- _YOUR INSTRUCTIONS_:
Copy out every record below with complete accuracy.

- _RECORDS FOR THIS EXERCISE_:
..........
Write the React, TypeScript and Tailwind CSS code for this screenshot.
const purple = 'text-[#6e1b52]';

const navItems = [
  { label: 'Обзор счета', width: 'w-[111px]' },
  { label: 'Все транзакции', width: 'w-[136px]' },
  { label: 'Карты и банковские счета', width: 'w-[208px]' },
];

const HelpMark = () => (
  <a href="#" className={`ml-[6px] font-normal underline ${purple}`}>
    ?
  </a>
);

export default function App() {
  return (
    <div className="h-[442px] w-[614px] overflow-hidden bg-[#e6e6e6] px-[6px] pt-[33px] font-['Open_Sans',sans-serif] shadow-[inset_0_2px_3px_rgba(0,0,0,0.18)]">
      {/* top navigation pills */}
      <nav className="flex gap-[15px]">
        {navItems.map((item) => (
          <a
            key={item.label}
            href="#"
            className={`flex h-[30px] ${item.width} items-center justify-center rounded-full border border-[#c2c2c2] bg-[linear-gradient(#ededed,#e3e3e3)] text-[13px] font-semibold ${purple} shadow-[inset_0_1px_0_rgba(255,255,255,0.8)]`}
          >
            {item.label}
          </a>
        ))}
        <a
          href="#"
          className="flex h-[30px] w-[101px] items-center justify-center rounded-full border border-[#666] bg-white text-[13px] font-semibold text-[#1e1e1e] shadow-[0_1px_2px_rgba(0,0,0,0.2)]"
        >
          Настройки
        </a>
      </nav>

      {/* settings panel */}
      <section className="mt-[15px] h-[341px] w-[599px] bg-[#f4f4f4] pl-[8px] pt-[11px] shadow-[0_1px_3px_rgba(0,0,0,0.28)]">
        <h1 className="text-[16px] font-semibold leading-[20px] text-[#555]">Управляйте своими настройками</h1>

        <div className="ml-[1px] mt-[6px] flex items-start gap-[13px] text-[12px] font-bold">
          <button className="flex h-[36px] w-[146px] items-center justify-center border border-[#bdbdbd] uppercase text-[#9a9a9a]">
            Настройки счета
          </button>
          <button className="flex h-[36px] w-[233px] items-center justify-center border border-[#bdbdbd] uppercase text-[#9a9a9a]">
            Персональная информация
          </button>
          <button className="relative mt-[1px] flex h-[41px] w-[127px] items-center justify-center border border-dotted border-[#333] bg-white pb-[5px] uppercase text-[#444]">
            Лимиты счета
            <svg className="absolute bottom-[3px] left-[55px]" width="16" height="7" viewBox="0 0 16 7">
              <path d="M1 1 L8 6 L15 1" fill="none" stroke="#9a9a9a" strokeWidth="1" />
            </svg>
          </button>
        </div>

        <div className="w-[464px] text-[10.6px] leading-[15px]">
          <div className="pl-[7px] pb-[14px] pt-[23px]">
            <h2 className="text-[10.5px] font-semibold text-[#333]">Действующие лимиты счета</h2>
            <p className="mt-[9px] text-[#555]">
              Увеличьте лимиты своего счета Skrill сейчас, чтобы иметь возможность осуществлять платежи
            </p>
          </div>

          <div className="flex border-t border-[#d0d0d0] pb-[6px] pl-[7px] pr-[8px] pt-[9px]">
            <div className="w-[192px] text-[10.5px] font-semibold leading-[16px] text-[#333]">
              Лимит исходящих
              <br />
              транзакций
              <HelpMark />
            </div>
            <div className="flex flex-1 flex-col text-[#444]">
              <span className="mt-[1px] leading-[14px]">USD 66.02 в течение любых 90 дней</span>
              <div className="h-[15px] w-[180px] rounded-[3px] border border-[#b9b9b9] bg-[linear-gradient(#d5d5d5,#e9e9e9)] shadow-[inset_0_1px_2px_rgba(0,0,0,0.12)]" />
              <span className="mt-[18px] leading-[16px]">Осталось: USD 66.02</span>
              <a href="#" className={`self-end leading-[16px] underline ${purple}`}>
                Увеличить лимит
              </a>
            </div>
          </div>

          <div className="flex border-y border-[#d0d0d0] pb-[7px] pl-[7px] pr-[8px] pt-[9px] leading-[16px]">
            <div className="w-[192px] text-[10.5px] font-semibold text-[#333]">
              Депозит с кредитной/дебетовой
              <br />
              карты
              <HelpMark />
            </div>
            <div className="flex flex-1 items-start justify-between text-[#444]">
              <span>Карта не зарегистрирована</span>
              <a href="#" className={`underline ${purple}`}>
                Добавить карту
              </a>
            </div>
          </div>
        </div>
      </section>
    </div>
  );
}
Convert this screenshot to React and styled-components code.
..........
- _RESULT_:
Write the React, TypeScript and Tailwind CSS code for this screenshot.
const purple = 'text-[#6e1b52]';

const navItems = [
  { label: 'Обзор счета', width: 'w-[111px]' },
  { label: 'Все транзакции', width: 'w-[136px]' },
  { label: 'Карты и банковские счета', width: 'w-[208px]' },
];

const HelpMark = () => (
  <a href="#" className={`ml-[6px] font-normal underline ${purple}`}>
    ?
  </a>
);

export default function App() {
  return (
    <div className="h-[442px] w-[614px] overflow-hidden bg-[#e6e6e6] px-[6px] pt-[33px] font-['Open_Sans',sans-serif] shadow-[inset_0_2px_3px_rgba(0,0,0,0.18)]">
      {/* top navigation pills */}
      <nav className="flex gap-[15px]">
        {navItems.map((item) => (
          <a
            key={item.label}
            href="#"
            className={`flex h-[30px] ${item.width} items-center justify-center rounded-full border border-[#c2c2c2] bg-[linear-gradient(#ededed,#e3e3e3)] text-[13px] font-semibold ${purple} shadow-[inset_0_1px_0_rgba(255,255,255,0.8)]`}
          >
            {item.label}
          </a>
        ))}
        <a
          href="#"
          className="flex h-[30px] w-[101px] items-center justify-center rounded-full border border-[#666] bg-white text-[13px] font-semibold text-[#1e1e1e] shadow-[0_1px_2px_rgba(0,0,0,0.2)]"
        >
          Настройки
        </a>
      </nav>

      {/* settings panel */}
      <section className="mt-[15px] h-[341px] w-[599px] bg-[#f4f4f4] pl-[8px] pt-[11px] shadow-[0_1px_3px_rgba(0,0,0,0.28)]">
        <h1 className="text-[16px] font-semibold leading-[20px] text-[#555]">Управляйте своими настройками</h1>

        <div className="ml-[1px] mt-[6px] flex items-start gap-[13px] text-[12px] font-bold">
          <button className="flex h-[36px] w-[146px] items-center justify-center border border-[#bdbdbd] uppercase text-[#9a9a9a]">
            Настройки счета
          </button>
          <button className="flex h-[36px] w-[233px] items-center justify-center border border-[#bdbdbd] uppercase text-[#9a9a9a]">
            Персональная информация
          </button>
          <button className="relative mt-[1px] flex h-[41px] w-[127px] items-center justify-center border border-dotted border-[#333] bg-white pb-[5px] uppercase text-[#444]">
            Лимиты счета
            <svg className="absolute bottom-[3px] left-[55px]" width="16" height="7" viewBox="0 0 16 7">
              <path d="M1 1 L8 6 L15 1" fill="none" stroke="#9a9a9a" strokeWidth="1" />
            </svg>
          </button>
        </div>

        <div className="w-[464px] text-[10.6px] leading-[15px]">
          <div className="pl-[7px] pb-[14px] pt-[23px]">
            <h2 className="text-[10.5px] font-semibold text-[#333]">Действующие лимиты счета</h2>
            <p className="mt-[9px] text-[#555]">
              Увеличьте лимиты своего счета Skrill сейчас, чтобы иметь возможность осуществлять платежи
            </p>
          </div>

          <div className="flex border-t border-[#d0d0d0] pb-[6px] pl-[7px] pr-[8px] pt-[9px]">
            <div className="w-[192px] text-[10.5px] font-semibold leading-[16px] text-[#333]">
              Лимит исходящих
              <br />
              транзакций
              <HelpMark />
            </div>
            <div className="flex flex-1 flex-col text-[#444]">
              <span className="mt-[1px] leading-[14px]">USD 66.02 в течение любых 90 дней</span>
              <div className="h-[15px] w-[180px] rounded-[3px] border border-[#b9b9b9] bg-[linear-gradient(#d5d5d5,#e9e9e9)] shadow-[inset_0_1px_2px_rgba(0,0,0,0.12)]" />
              <span className="mt-[18px] leading-[16px]">Осталось: USD 66.02</span>
              <a href="#" className={`self-end leading-[16px] underline ${purple}`}>
                Увеличить лимит
              </a>
            </div>
          </div>

          <div className="flex border-y border-[#d0d0d0] pb-[7px] pl-[7px] pr-[8px] pt-[9px] leading-[16px]">
            <div className="w-[192px] text-[10.5px] font-semibold text-[#333]">
              Депозит с кредитной/дебетовой
              <br />
              карты
              <HelpMark />
            </div>
            <div className="flex flex-1 items-start justify-between text-[#444]">
              <span>Карта не зарегистрирована</span>
              <a href="#" className={`underline ${purple}`}>
                Добавить карту
              </a>
            </div>
          </div>
        </div>
      </section>
    </div>
  );
}
Convert this screenshot to React and styled-components code.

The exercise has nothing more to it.